Dat alles heeft een geestelijke betekenis. Het Heilige der Heiligen spreekt van de woonplaats van God in de hemel. De toegang tot het hemelse ‘Heilige der Heiligen’ was voor ons mensen gesloten. Jezus Christus is echter na zijn dood en opstanding ten hemel gevaren en heeft Zich aan de rechterhand van God gezet in het hemelse heiligdom. Hij is voor ons als ‘voorloper’ daar binnengegaan .
Als er een voorloper is, zijn er ook die daarna komen, die volgen. Deze uitdrukking waar we nog dieper op ingaan, geeft dus aan dat wij die geloven in Jezus Christus, daar ook eenmaal zullen komen. Wat een hoop is dat! Hb 6:19 zegt dus dat ons anker van de hoop in dat hemelse heiligdom ligt.

De voorloper
De gedachte is geopperd dat de term ‘voorloper’ hier niet slechts ziet op iemand die voor de anderen uitloopt, maar dat het beeld uit de scheepvaart hier doorgetrokken wordt. De voorloper is dan een soort loodsboot die met het anker en de afrollende ankerketting aan boord voor het grote schip uit, de haven binnenloopt. Daar laat men het anker vallen en het schip kan aan de ankerketting naar binnen getrokken worden. Het is de vraag of die gedachte juist is, maar omdat ze wel geopperd wordt wil ik ze niet onvermeld laten.

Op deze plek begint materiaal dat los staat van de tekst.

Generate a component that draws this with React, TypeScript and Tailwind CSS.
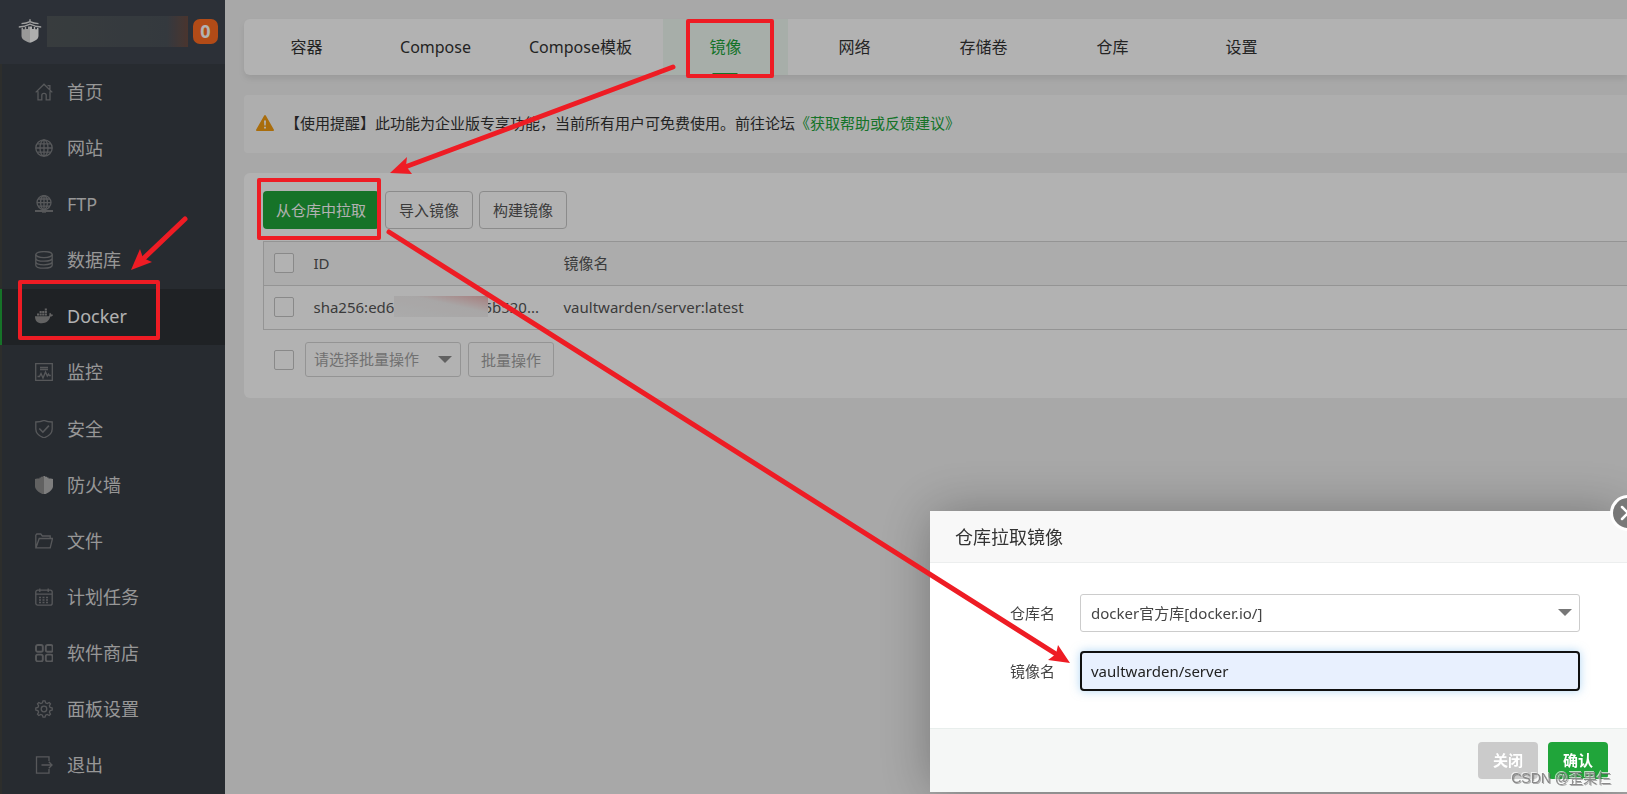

Hoe we het ook zien, de voorloper is een die voorgaat en onze Heiland is ons voorgegaan tot binnen het voorhangsel. Hij kon daar als ‘hogepriester’ binnengaan. Daardoor is onze hoop, zeker en vast, onaantastbaar, onverbrekelijk. in de hemel ‘verankerd’. Laten wij, van onze kant die hoop vasthouden en er in roemen, zoals gezegd wordt in Rm 5: 2 (zie ook vs 5):
‘onze Heer Jezus Christus door Wie wij ook de toegang verkregen hebben door het geloof tot deze genade waarin wij staan, en wij roemen in de hoop op de heerlijkheid van God’.
Onze hoop ligt verankerd in een Persoon, de Heer Jezus Christus. Hij is onze Hoop, zoals in Ko 1:27 vermeld staat:
‘Aan hen heeft God willen bekend maken welke de rijkdom is van de heerlijkheid van deze verborgenheid onder de volken, welke is Christus in u, de hoop van de heerlijkheid’.

Laten we God danken voor zo’n zekerheid van het geloof en van de hoop en ons daarin altijd verheugen.